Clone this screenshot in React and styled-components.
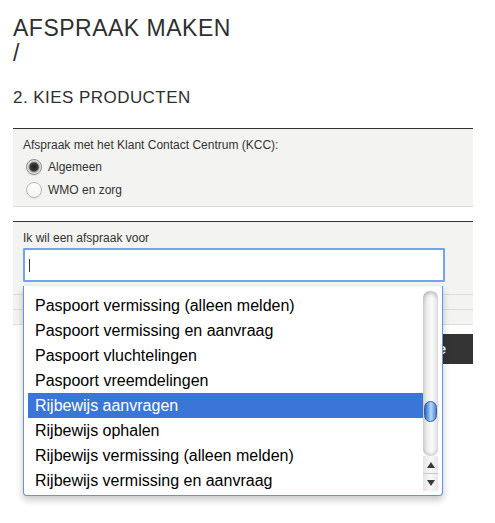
import React from 'react';
import styled, { createGlobalStyle } from 'styled-components';

const GlobalStyle = createGlobalStyle`
  html, body {
    margin: 0;
    padding: 0;
    background: #ffffff;
  }
  body {
    min-height: 523px;
    font-family: "Liberation Sans", Arial, Helvetica, sans-serif;
    color: #333333;
  }
`;

const Page = styled.div`
  width: 473px;
  min-height: 523px;
  box-sizing: border-box;
  padding: 16px 0 0 13px;
`;

const Title = styled.h1`
  margin: 0;
  font-size: 23px;
  line-height: 25px;
  font-weight: normal;
  letter-spacing: 0.5px;
  color: #2f2f2f;
`;

const Subtitle = styled.h2`
  margin: 22px 0 0;
  font-size: 17px;
  line-height: 20px;
  font-weight: normal;
  letter-spacing: 0.45px;
  color: #2f2f2f;
`;

const Panel = styled.section`
  margin-top: ${(p) => p.$gap}px;
  border-top: 1px solid #333333;
  border-bottom: 1px solid #dcdcda;
  background: #f3f3f1;
  padding: 9px 10px ${(p) => p.$bottom}px;
`;

const Label = styled.div`
  font-size: 12px;
  line-height: 15px;
  margin-bottom: 2px;
`;

const RadioRow = styled.label`
  display: flex;
  align-items: center;
  height: 23px;
  font-size: 12px;
  gap: 6px;
  padding-left: 3px;
`;

const RadioDot = styled.span`
  width: 16px;
  height: 16px;
  box-sizing: border-box;
  border-radius: 50%;
  border: 1px solid ${(p) => (p.$checked ? '#8c8c8c' : '#b8b8b8')};
  background: ${(p) =>
    p.$checked
      ? 'radial-gradient(circle, #1f1f1f 0, #3a3a3a 4px, #9a9a9a 5px, #d6d6d6 6px, #ececec 7px)'
      : 'linear-gradient(#ffffff, #f4f4f4)'};
  box-shadow: 0 1px 1px rgba(0, 0, 0, 0.08);
`;

const Combo = styled.div`
  position: relative;
  width: 422px;
`;

const SearchBox = styled.div`
  box-sizing: border-box;
  height: 34px;
  background: #ffffff;
  border: 2px solid #74a5ec;
  border-radius: 1px;
  display: flex;
  align-items: center;
  padding-left: 4px;
`;

const Caret = styled.span`
  width: 1px;
  height: 13px;
  background: #333333;
`;

const Divider = styled.div`
  margin: ${(p) => p.$top}px -10px 0;
  border-top: 1px solid #dcdcda;
`;

const ButtonRow = styled.div`
  display: flex;
  justify-content: flex-end;
  margin-top: 9px;
`;

const NextButton = styled.button`
  height: 30px;
  border: 0;
  background: #333333;
  color: #ffffff;
  font-family: inherit;
  font-weight: bold;
  font-size: 14px;
  padding: 0 27px 0 22px;
`;

const Dropdown = styled.div`
  position: absolute;
  z-index: 2;
  left: 0;
  top: calc(100% + 4px);
  width: 420px;
  height: 210px;
  box-sizing: border-box;
  display: flex;
  background: #ffffff;
  border: 1px solid #5f95e8;
  border-top: 0;
  border-radius: 0 0 4px 4px;
  box-shadow: 0 4px 7px rgba(0, 0, 0, 0.22);
  overflow: hidden;
`;

const List = styled.ul`
  flex: 1;
  list-style: none;
  margin: 0;
  padding: 7px 0 0 4px;
`;

const Item = styled.li`
  height: 25px;
  line-height: 25px;
  padding-left: 7px;
  font-size: 16px;
  color: ${(p) => (p.$selected ? '#ffffff' : '#000000')};
  background: ${(p) => (p.$selected ? '#3a76d7' : 'transparent')};
  white-space: nowrap;
`;

const Scrollbar = styled.div`
  width: 15px;
  margin: 5px 4px 0 0;
  height: 200px;
  display: flex;
  flex-direction: column;
`;

const Track = styled.div`
  position: relative;
  flex: 1;
  border-radius: 7px;
  background: linear-gradient(to right, #cfcfcf, #efefef 30%, #fbfbfb 60%, #e0e0e0);
  box-shadow: inset 0 5px 4px -3px rgba(0, 0, 0, 0.25), inset 0 -4px 4px -3px rgba(0, 0, 0, 0.2);
`;

const Thumb = styled.div`
  position: absolute;
  left: 1px;
  top: 110px;
  width: 13px;
  height: 21px;
  box-sizing: border-box;
  border-radius: 7px;
  border: 1px solid #35609f;
  background: linear-gradient(to right, #3566b8, #7fb1f1 35%, #b7d6fb 55%, #4f86d6);
`;

const ArrowButton = styled.div`
  height: 17px;
  display: flex;
  align-items: center;
  justify-content: center;
  background: linear-gradient(to right, #e4e4e4, #f8f8f8 50%, #e8e8e8);
  border-top: ${(p) => (p.$down ? '1px solid #c8c8c8' : '0')};

  &::after {
    content: '';
    border-left: 4px solid transparent;
    border-right: 4px solid transparent;
    ${(p) => (p.$down ? 'border-top' : 'border-bottom')}: 6px solid #3a3a3a;
  }
`;

const products = [
  'Paspoort vermissing (alleen melden)',
  'Paspoort vermissing en aanvraag',
  'Paspoort vluchtelingen',
  'Paspoort vreemdelingen',
  'Rijbewijs aanvragen',
  'Rijbewijs ophalen',
  'Rijbewijs vermissing (alleen melden)',
  'Rijbewijs vermissing en aanvraag',
];

export default function App() {
  return (
    <>
      <GlobalStyle />
      <Page>
        <Title>
          AFSPRAAK MAKEN
          <br />/
        </Title>
        <Subtitle>2. KIES PRODUCTEN</Subtitle>

        <Panel $gap={20} $bottom={5}>
          <Label>Afspraak met het Klant Contact Centrum (KCC):</Label>
          <RadioRow>
            <RadioDot $checked />
            Algemeen
          </RadioRow>
          <RadioRow>
            <RadioDot />
            WMO en zorg
          </RadioRow>
        </Panel>

        <Panel $gap={14} $bottom={14}>
          <Label>Ik wil een afspraak voor</Label>
          <Combo>
            <SearchBox>
              <Caret />
            </SearchBox>
            <Dropdown>
              <List>
                {products.map((name) => (
                  <Item key={name} $selected={name === 'Rijbewijs aanvragen'}>
                    {name}
                  </Item>
                ))}
              </List>
              <Scrollbar>
                <Track>
                  <Thumb />
                </Track>
                <ArrowButton />
                <ArrowButton $down />
              </Scrollbar>
            </Dropdown>
          </Combo>
          <Divider $top={12} />
          <Divider $top={14} />
        </Panel>

        <ButtonRow>
          <NextButton>Volgende</NextButton>
        </ButtonRow>
      </Page>
    </>
  );
}
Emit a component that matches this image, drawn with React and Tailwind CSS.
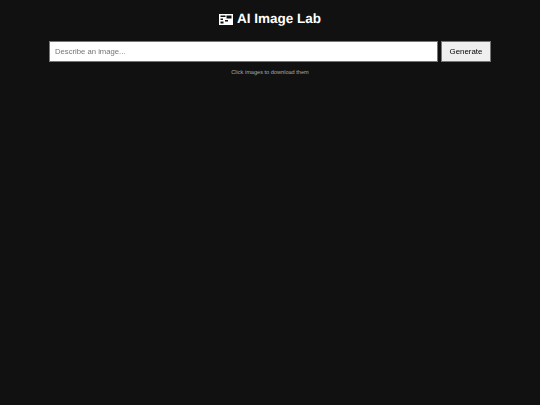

....................

--- Direction ---
Pictures are to be left out; repeat all the remaining data exactly.

--- Task solution ---
Clone this screenshot in React and styled-components.
import React from 'react';
import styled, { createGlobalStyle } from 'styled-components';

const GlobalStyle = createGlobalStyle`
  html, body {
    margin: 0;
    padding: 0;
    background: #ffffff;
  }
  body {
    min-height: 523px;
    font-family: "Liberation Sans", Arial, Helvetica, sans-serif;
    color: #333333;
  }
`;

const Page = styled.div`
  width: 473px;
  min-height: 523px;
  box-sizing: border-box;
  padding: 16px 0 0 13px;
`;

const Title = styled.h1`
  margin: 0;
  font-size: 23px;
  line-height: 25px;
  font-weight: normal;
  letter-spacing: 0.5px;
  color: #2f2f2f;
`;

const Subtitle = styled.h2`
  margin: 22px 0 0;
  font-size: 17px;
  line-height: 20px;
  font-weight: normal;
  letter-spacing: 0.45px;
  color: #2f2f2f;
`;

const Panel = styled.section`
  margin-top: ${(p) => p.$gap}px;
  border-top: 1px solid #333333;
  border-bottom: 1px solid #dcdcda;
  background: #f3f3f1;
  padding: 9px 10px ${(p) => p.$bottom}px;
`;

const Label = styled.div`
  font-size: 12px;
  line-height: 15px;
  margin-bottom: 2px;
`;

const RadioRow = styled.label`
  display: flex;
  align-items: center;
  height: 23px;
  font-size: 12px;
  gap: 6px;
  padding-left: 3px;
`;

const RadioDot = styled.span`
  width: 16px;
  height: 16px;
  box-sizing: border-box;
  border-radius: 50%;
  border: 1px solid ${(p) => (p.$checked ? '#8c8c8c' : '#b8b8b8')};
  background: ${(p) =>
    p.$checked
      ? 'radial-gradient(circle, #1f1f1f 0, #3a3a3a 4px, #9a9a9a 5px, #d6d6d6 6px, #ececec 7px)'
      : 'linear-gradient(#ffffff, #f4f4f4)'};
  box-shadow: 0 1px 1px rgba(0, 0, 0, 0.08);
`;

const Combo = styled.div`
  position: relative;
  width: 422px;
`;

const SearchBox = styled.div`
  box-sizing: border-box;
  height: 34px;
  background: #ffffff;
  border: 2px solid #74a5ec;
  border-radius: 1px;
  display: flex;
  align-items: center;
  padding-left: 4px;
`;

const Caret = styled.span`
  width: 1px;
  height: 13px;
  background: #333333;
`;

const Divider = styled.div`
  margin: ${(p) => p.$top}px -10px 0;
  border-top: 1px solid #dcdcda;
`;

const ButtonRow = styled.div`
  display: flex;
  justify-content: flex-end;
  margin-top: 9px;
`;

const NextButton = styled.button`
  height: 30px;
  border: 0;
  background: #333333;
  color: #ffffff;
  font-family: inherit;
  font-weight: bold;
  font-size: 14px;
  padding: 0 27px 0 22px;
`;

const Dropdown = styled.div`
  position: absolute;
  z-index: 2;
  left: 0;
  top: calc(100% + 4px);
  width: 420px;
  height: 210px;
  box-sizing: border-box;
  display: flex;
  background: #ffffff;
  border: 1px solid #5f95e8;
  border-top: 0;
  border-radius: 0 0 4px 4px;
  box-shadow: 0 4px 7px rgba(0, 0, 0, 0.22);
  overflow: hidden;
`;

const List = styled.ul`
  flex: 1;
  list-style: none;
  margin: 0;
  padding: 7px 0 0 4px;
`;

const Item = styled.li`
  height: 25px;
  line-height: 25px;
  padding-left: 7px;
  font-size: 16px;
  color: ${(p) => (p.$selected ? '#ffffff' : '#000000')};
  background: ${(p) => (p.$selected ? '#3a76d7' : 'transparent')};
  white-space: nowrap;
`;

const Scrollbar = styled.div`
  width: 15px;
  margin: 5px 4px 0 0;
  height: 200px;
  display: flex;
  flex-direction: column;
`;

const Track = styled.div`
  position: relative;
  flex: 1;
  border-radius: 7px;
  background: linear-gradient(to right, #cfcfcf, #efefef 30%, #fbfbfb 60%, #e0e0e0);
  box-shadow: inset 0 5px 4px -3px rgba(0, 0, 0, 0.25), inset 0 -4px 4px -3px rgba(0, 0, 0, 0.2);
`;

const Thumb = styled.div`
  position: absolute;
  left: 1px;
  top: 110px;
  width: 13px;
  height: 21px;
  box-sizing: border-box;
  border-radius: 7px;
  border: 1px solid #35609f;
  background: linear-gradient(to right, #3566b8, #7fb1f1 35%, #b7d6fb 55%, #4f86d6);
`;

const ArrowButton = styled.div`
  height: 17px;
  display: flex;
  align-items: center;
  justify-content: center;
  background: linear-gradient(to right, #e4e4e4, #f8f8f8 50%, #e8e8e8);
  border-top: ${(p) => (p.$down ? '1px solid #c8c8c8' : '0')};

  &::after {
    content: '';
    border-left: 4px solid transparent;
    border-right: 4px solid transparent;
    ${(p) => (p.$down ? 'border-top' : 'border-bottom')}: 6px solid #3a3a3a;
  }
`;

const products = [
  'Paspoort vermissing (alleen melden)',
  'Paspoort vermissing en aanvraag',
  'Paspoort vluchtelingen',
  'Paspoort vreemdelingen',
  'Rijbewijs aanvragen',
  'Rijbewijs ophalen',
  'Rijbewijs vermissing (alleen melden)',
  'Rijbewijs vermissing en aanvraag',
];

export default function App() {
  return (
    <>
      <GlobalStyle />
      <Page>
        <Title>
          AFSPRAAK MAKEN
          <br />/
        </Title>
        <Subtitle>2. KIES PRODUCTEN</Subtitle>

        <Panel $gap={20} $bottom={5}>
          <Label>Afspraak met het Klant Contact Centrum (KCC):</Label>
          <RadioRow>
            <RadioDot $checked />
            Algemeen
          </RadioRow>
          <RadioRow>
            <RadioDot />
            WMO en zorg
          </RadioRow>
        </Panel>

        <Panel $gap={14} $bottom={14}>
          <Label>Ik wil een afspraak voor</Label>
          <Combo>
            <SearchBox>
              <Caret />
            </SearchBox>
            <Dropdown>
              <List>
                {products.map((name) => (
                  <Item key={name} $selected={name === 'Rijbewijs aanvragen'}>
                    {name}
                  </Item>
                ))}
              </List>
              <Scrollbar>
                <Track>
                  <Thumb />
                </Track>
                <ArrowButton />
                <ArrowButton $down />
              </Scrollbar>
            </Dropdown>
          </Combo>
          <Divider $top={12} />
          <Divider $top={14} />
        </Panel>

        <ButtonRow>
          <NextButton>Volgende</NextButton>
        </ButtonRow>
      </Page>
    </>
  );
}
Emit a component that matches this image, drawn with React and Tailwind CSS.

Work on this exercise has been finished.